Home Is Not a Place. It’s the People Who Make You Feel Safe

Home Is Not a Place. It’s the People Who Make You Feel Safe

We grow up believing that home is a place. A house. An address written on school forms and official documents. Somewhere you return to at night, somewhere your belongings stay. Over time, life quietly challenges that belief. People move cities for work, leave towns they grew up in, migrate across countries, or stay in the same house for decades while feeling strangely disconnected. Slowly, often without realising it, many come to understand that home has less to do with walls and much more to do with people.

A house can be solid, spacious, well-furnished, and secure. It can offer comfort and convenience. But it can also feel empty. There are countless people sitting inside beautiful homes, scrolling endlessly, feeling a kind of loneliness that no interior design can fix. At the same time, there are moments when someone feels completely at ease in the most unlikely places—on a long train journey, in a borrowed room, or during a difficult phase of life—simply because the right person is present.

That is when the idea of home changes.

Two eyes that look at you with familiarity can do something a building never can. They notice when your energy shifts. They pick up on silences that mean more than words. They don’t require you to explain yourself every time you’re exhausted, anxious, or unsure. Around them, you don’t feel the pressure to constantly perform or prove who you are. You are allowed to exist as you are in that moment. That kind of ease doesn’t come from a place; it comes from connection.

Most people spend much of their lives adjusting themselves. One version at work, another with extended family, another on social media. There is effort involved in being “on” all the time. But with the right person, that effort fades. Conversations don’t feel rehearsed. Silence doesn’t feel awkward. You don’t overthink how you’re being seen. That sense of emotional rest is rare, and it is deeply grounding. It is what safety feels like.
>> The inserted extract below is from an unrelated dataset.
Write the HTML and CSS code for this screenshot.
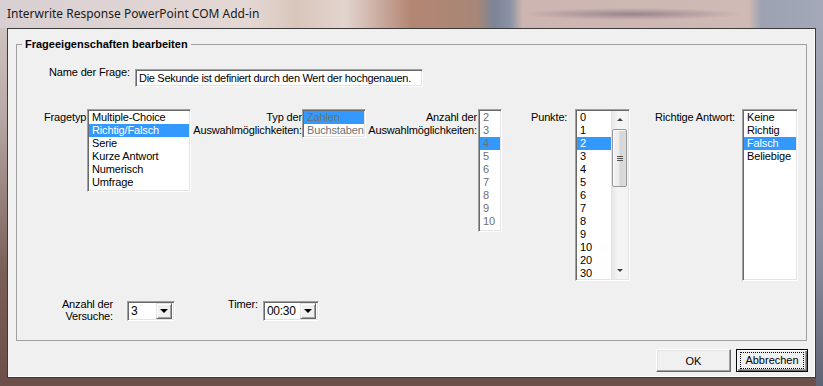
FILE: index.html
```html
<!doctype html>
<html>
<head>
    <title>Interwrite Response PowerPoint COM Add-in</title>
    <meta name="viewport" content="width=device-width, initial-scale=1.0">
    <link rel="stylesheet" href="styles.css">
</head>
<body>

    <div class="window">
        <div class="titlebar">Interwrite Response PowerPoint COM Add-in</div>

        <div class="client">
            <fieldset class="group">
                <legend>Frageeigenschaften bearbeiten</legend>

                <div class="row name-row">
                    <div class="name-label">Name der Frage:</div>
                    <div class="textbox sunken">Die Sekunde ist definiert durch den Wert der hochgenauen.</div>
                </div>

                <div class="row lists-row">
                    <div class="field field-type">
                        <div class="label">Fragetyp:</div>
                        <div class="list sunken">
                            <div class="item">Multiple-Choice</div>
                            <div class="item selected">Richtig/Falsch</div>
                            <div class="item">Serie</div>
                            <div class="item">Kurze Antwort</div>
                            <div class="item">Numerisch</div>
                            <div class="item">Umfrage</div>
                        </div>
                    </div>

                    <div class="field field-kind">
                        <div class="label right">Typ der<br>Auswahlmöglichkeiten:</div>
                        <div class="list sunken disabled">
                            <div class="item selected">Zahlen</div>
                            <div class="item">Buchstaben</div>
                        </div>
                    </div>

                    <div class="field field-count">
                        <div class="label right">Anzahl der<br>Auswahlmöglichkeiten:</div>
                        <div class="list sunken disabled">
                            <div class="item">2</div>
                            <div class="item">3</div>
                            <div class="item selected">4</div>
                            <div class="item">5</div>
                            <div class="item">6</div>
                            <div class="item">7</div>
                            <div class="item">8</div>
                            <div class="item">9</div>
                            <div class="item">10</div>
                        </div>
                    </div>

                    <div class="field field-points">
                        <div class="label">Punkte:</div>
                        <div class="list sunken scrolling">
                            <div class="items">
                                <div class="item">0</div>
                                <div class="item">1</div>
                                <div class="item selected">2</div>
                                <div class="item">3</div>
                                <div class="item">4</div>
                                <div class="item">5</div>
                                <div class="item">6</div>
                                <div class="item">7</div>
                                <div class="item">8</div>
                                <div class="item">9</div>
                                <div class="item">10</div>
                                <div class="item">20</div>
                                <div class="item">30</div>
                            </div>
                            <div class="scrollbar">
                                <div class="arrow up"></div>
                                <div class="thumb">
                                    <span></span><span></span><span></span>
                                </div>
                                <div class="track"></div>
                                <div class="arrow down"></div>
                            </div>
                        </div>
                    </div>

                    <div class="field field-answer">
                        <div class="label">Richtige Antwort:</div>
                        <div class="list sunken">
                            <div class="item">Keine</div>
                            <div class="item">Richtig</div>
                            <div class="item selected">Falsch</div>
                            <div class="item">Beliebige</div>
                        </div>
                    </div>
                </div>

                <div class="row combo-row">
                    <div class="label right tries-label">Anzahl der<br>Versuche:</div>
                    <div class="combo sunken tries">
                        <span class="value">3</span>
                        <span class="drop"><i></i></span>
                    </div>
                    <div class="label timer-label">Timer:</div>
                    <div class="combo sunken timer">
                        <span class="value">00:30</span>
                        <span class="drop"><i></i></span>
                    </div>
                </div>
            </fieldset>

            <div class="buttons">
                <button class="btn ok">OK</button>
                <button class="btn default"><span class="focus">Abbrechen</span></button>
            </div>
        </div>
    </div>

</body>
</html>
```

FILE: styles.css
```css
body {
    margin: 0;
    overflow: hidden;
    font-family: 'Liberation Sans', Arial, sans-serif;
    font-size: 11px;
    letter-spacing: -0.15px;
    color: #000;
}
.window {
    width: 823px;
    height: 386px;
    /* aero frame, blurred desktop behind the glass */
    background: linear-gradient(180deg, #d6cccc 0%, #b8a8a6 30%, #7a5f58 70%, #6b4f48 100%);
    position: relative;
    overflow: hidden;
}
.window::after {
    /* right side of the frame is more blue */
    content: "";
    position: absolute;
    top: 28px;
    right: 0;
    width: 7px;
    height: 358px;
    background: linear-gradient(180deg, #a4a8b6 0%, #8c92a2 60%, #5f6474 100%);
}
.titlebar {
    height: 28px;
    line-height: 28px;
    padding-left: 7px;
    font-family: 'Noto Sans', 'Open Sans', sans-serif;
    font-size: 12px;
    letter-spacing: 0;
    color: #1a1a1a;
    background:
        radial-gradient(ellipse 110px 6px at 632px 14px, rgba(110, 90, 110, 0.55), rgba(110, 90, 110, 0) 100%),
        linear-gradient(90deg, #d8cfd2 0%, #e4d8d4 30%, #d9c6bb 36%, #e2d4ce 42%, #b48573 50%, #a78776 58%, #7c8597 60%, #8a92a4 62%, #cdb5b1 63.5%, #cfbab6 91%, #9ca2b2 92.5%, #a4a8b8 100%);
}
.client {
    margin-left: 7px;
    width: 809px;
    height: 350px;
    box-sizing: border-box;
    border: 1px solid #3a3a3a;
    box-shadow: inset -1px -1px #ffffff;
    background-color: #f0f0f0;
    position: relative;
    z-index: 1;
}
.group {
    margin: 9px 8px 0 8px;
    padding: 0;
    width: 791px;
    height: 303px;
    box-sizing: border-box;
    border: 1px solid #a0a0a0;
    min-inline-size: 0;
}
.group legend {
    margin-left: 5px;
    padding: 0 3px;
    font-weight: bold;
    font-size: 11px;
    line-height: 13px;
    letter-spacing: 0;
}

.row {
    display: flex;
    align-items: flex-start;
}
.label {
    white-space: nowrap;
    line-height: 13px;
}
.label.right {
    text-align: right;
}

/* sunken 3d edge of the old controls */
.sunken {
    background-color: #fff;
    border: 1px solid;
    border-color: #a0a0a0 #ffffff #ffffff #a0a0a0;
    box-shadow: inset 1px 1px #696969, inset -1px -1px #e3e3e3;
    box-sizing: border-box;
}

.name-row {
    margin-top: 15px;
}
.name-label {
    margin-left: 32px;
    width: 86px;
    line-height: 13px;
}
.textbox {
    margin-top: 3px;
    width: 288px;
    height: 18px;
    padding: 1px 0 0 3px;
    line-height: 14px;
    letter-spacing: -0.3px;
    white-space: nowrap;
    overflow: hidden;
}

.lists-row {
    margin-top: 22px;
}
.field {
    display: flex;
    align-items: flex-start;
}
.field .label {
    padding-top: 2px;
}
.list {
    padding: 1px;
    overflow: hidden;
}
.item {
    height: 13px;
    line-height: 13px;
    padding-left: 3px;
    white-space: nowrap;
}
.item.selected {
    background-color: #3399ff;
    color: #fff;
}
.list.disabled .item {
    color: #707070;
}

.field-type {
    margin-left: 27px;
}
.field-type .label {
    width: 45px;
    margin-right: -2px;
}
.field-type .list {
    width: 104px;
    height: 83px;
}
.field-kind .label {
    width: 111px;
}
.field-kind .list {
    width: 64px;
    height: 29px;
}
.field-count .label {
    width: 111px;
    padding-right: 1px;
}
.field-count .list {
    width: 24px;
    height: 123px;
}
.field-points {
    margin-left: 29px;
}
.field-points .label {
    width: 44px;
}
.field-points .list {
    width: 55px;
    height: 172px;
    display: flex;
}
.field-points .items {
    flex: 1;
}
.field-answer {
    margin-left: 25px;
}
.field-answer .label {
    width: 87px;
}
.field-answer .list {
    width: 56px;
    height: 172px;
}

/* vista style scrollbar */
.scrollbar {
    width: 17px;
    display: flex;
    flex-direction: column;
    background: linear-gradient(90deg, #e4e4e4 0%, #f4f4f4 40%, #f4f4f4 100%);
}
.arrow {
    height: 17px;
    display: flex;
    align-items: center;
    justify-content: center;
}
.arrow::before {
    content: "";
    border-left: 3px solid transparent;
    border-right: 3px solid transparent;
}
.arrow.up::before {
    border-bottom: 3px solid #404040;
}
.arrow.down::before {
    border-top: 3px solid #404040;
}
.thumb {
    margin: 1px 1px 0 1px;
    height: 58px;
    border: 1px solid #979797;
    border-radius: 2px;
    box-sizing: border-box;
    background: linear-gradient(90deg, #f2f2f2 0%, #ebebeb 45%, #d6d6d6 55%, #dcdcdc 100%);
    box-shadow: inset 1px 1px #fbfbfb;
    display: flex;
    flex-direction: column;
    align-items: center;
    justify-content: center;
    gap: 1px;
}
.thumb span {
    width: 6px;
    height: 1px;
    background-color: #555;
}
.track {
    flex: 1;
}

.combo-row {
    margin-top: 17px;
}
.tries-label {
    margin-left: 36px;
    width: 60px;
    line-height: 12px;
}
.combo {
    margin-top: 3px;
    height: 20px;
    display: flex;
    align-items: center;
    padding: 2px;
}
.combo .value {
    flex: 1;
    padding-left: 1px;
    font-size: 12px;
    line-height: 16px;
    letter-spacing: -0.3px;
}
.combo .drop {
    width: 16px;
    height: 16px;
    box-sizing: border-box;
    background-color: #f0f0f0;
    border: 1px solid;
    border-color: #e3e3e3 #696969 #696969 #e3e3e3;
    box-shadow: inset 1px 1px #fff, inset -1px -1px #a0a0a0;
    display: flex;
    align-items: center;
    justify-content: center;
}
.combo .drop i {
    border-left: 4px solid transparent;
    border-right: 4px solid transparent;
    border-top: 4px solid #000;
}
.tries {
    margin-left: 14px;
    width: 48px;
}
.timer-label {
    margin-left: 53px;
    width: 35px;
}
.timer {
    width: 56px;
}

.buttons {
    display: flex;
    justify-content: flex-end;
    gap: 5px;
    margin-top: 8px;
    padding-right: 7px;
}
.btn {
    height: 23px;
    padding: 0;
    font-family: 'Liberation Sans', Arial, sans-serif;
    font-size: 11px;
    color: #000;
    background-color: #f0f0f0;
    border: 1px solid;
    border-color: #ffffff #696969 #696969 #ffffff;
    box-shadow: inset -1px -1px #a0a0a0, inset 1px 1px #e3e3e3;
    border-radius: 0;
}
.btn.ok {
    width: 75px;
}
.btn.default {
    width: 72px;
    border: 1px solid #000;
    box-shadow: inset 1px 1px #fff, inset -1px -1px #696969, inset -2px -2px #a0a0a0;
    display: flex;
    align-items: center;
    justify-content: center;
}
.focus {
    display: block;
    width: 64px;
    height: 17px;
    line-height: 15px;
    box-sizing: border-box;
    border: 1px dotted #000;
}
```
The heartbeat in this idea matters just as much. A heartbeat represents steadiness. It represents someone whose presence is consistent, not conditional. Life is not lived in dramatic moments alone; it unfolds in routine days filled with stress, boredom, uncertainty, and small disappointments. When someone stays present through all of that—without constantly needing excitement or perfection—they become part of your emotional rhythm. You begin to feel anchored.

This is why people can feel homesick even without moving anywhere. The place remains the same, but something essential is missing. Maybe a person left. Maybe a relationship changed. Maybe the one presence that made the space feel alive is no longer there. The rooms look familiar, but the feeling doesn’t return. What’s lost isn’t the house; it’s the connection.

It also explains why people sometimes fall in love with cities they barely know. They don’t love the roads or the buildings as much as the life they are living there—with someone. When that person is removed from the picture, the same city can suddenly feel distant and unfamiliar. Place alone is never enough.

In a world where permanence is increasingly rare, this understanding matters. Jobs change quickly. People relocate often. Friendships drift with time and distance. If home were only a fixed location, many would feel constantly unsettled. But when home is emotional rather than physical, it becomes something you carry with you. It travels across cities, across phases of life, and across uncertainty.

This does not mean physical homes are unimportant. Shelter, privacy, and stability matter. But they are incomplete on their own. A house is infrastructure. Home is experience. One can be bought or rented; the other is built slowly through trust, patience, shared time, and emotional honesty.

The idea that home is “two eyes and a heartbeat” also carries responsibility. To be someone’s home is not about grand gestures or constant reassurance. It is about showing up. About listening without rushing to fix. About staying even when things are ordinary or uncomfortable. About being reliable rather than impressive.

Not everyone finds this kind of home early in life. Some find it later. Some find it in friendships rather than family. Some find it briefly and lose it. But once you experience it, your definition of home changes. You stop chasing perfect spaces and start valuing genuine connections.

In the end, when people say they want to go home, they are rarely talking about a building. They are talking about a feeling—of being understood without explanation, of being accepted without effort, of feeling safe enough to rest.

Home is not always where you live.

Sometimes, home is simply the people who make you feel safe.